The cheapest backyard refresh is zone definition with gravel and a single anchor per zone. A 10 ft x 12 ft pea-gravel dining pad costs $150 to $300 in materials, a single specimen tree costs $200 to $400, and the layered planting border can be built in stages at $5 to $10 per sq ft. Done in one weekend, the yard reads as designed for under $1,000 before furniture.

How do I design a backyard with no grass?

A no-grass backyard works when it commits fully to a xeriscape or hardscape-and-gravel scheme. Cover 30 percent of the yard with paved zones (dining, lounge), 50 percent with mulched planting beds, and 20 percent with low ground cover like clover or creeping thyme. Add 3 in. of mulch over a weed barrier in planted areas. The yard stays usable, drains, and needs almost no water after the first season.

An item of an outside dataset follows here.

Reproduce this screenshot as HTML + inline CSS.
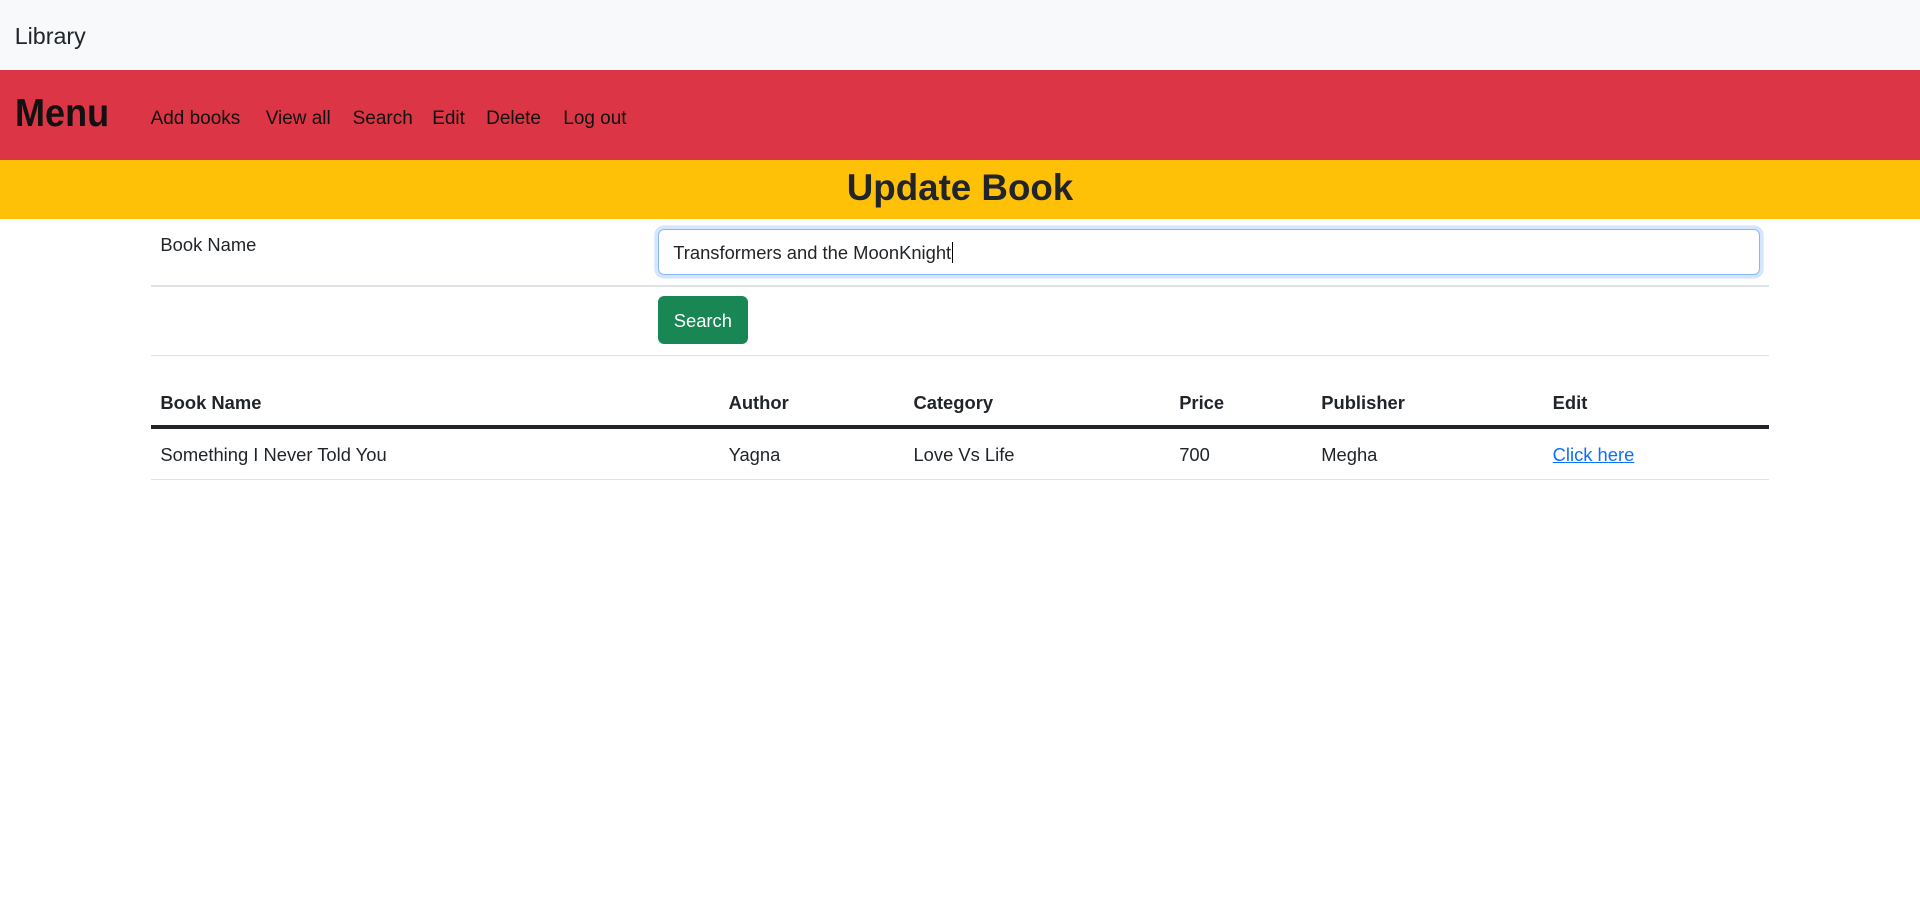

How big does a backyard need to be for a fire pit?

A fire pit needs a minimum 12 ft x 12 ft clear pad, with the pit centered and 5 ft of clear space around it for chairs. A 36 in. steel fire pit on a 10 ft flagstone pad is the smallest practical setup. Keep the pad at least 10 ft from the house wall and from any overhead branches. Check local code; some municipalities require 25 ft clearance from a structure.

What is the best low-maintenance backyard design?

The lowest-maintenance backyard combines a small paved zone, a layered native planting border, and a drought-tolerant ground cover instead of grass. Skip the lawn entirely, install one specimen tree, and use 3 in. of mulch over a 6 ft planted border at the fence line. Annual maintenance drops to one spring mulch top-up, one fall cutback, and a single weekly walk-through.

How do I divide a long, narrow backyard?

A long, narrow backyard needs zone breaks across the short axis to stop reading as a bowling alley. Use a planted screen or a low hedge at one-third and two-thirds of the depth to create three zones. Keep the screens at 5 ft to 6 ft tall so they break the sightline without darkening the yard.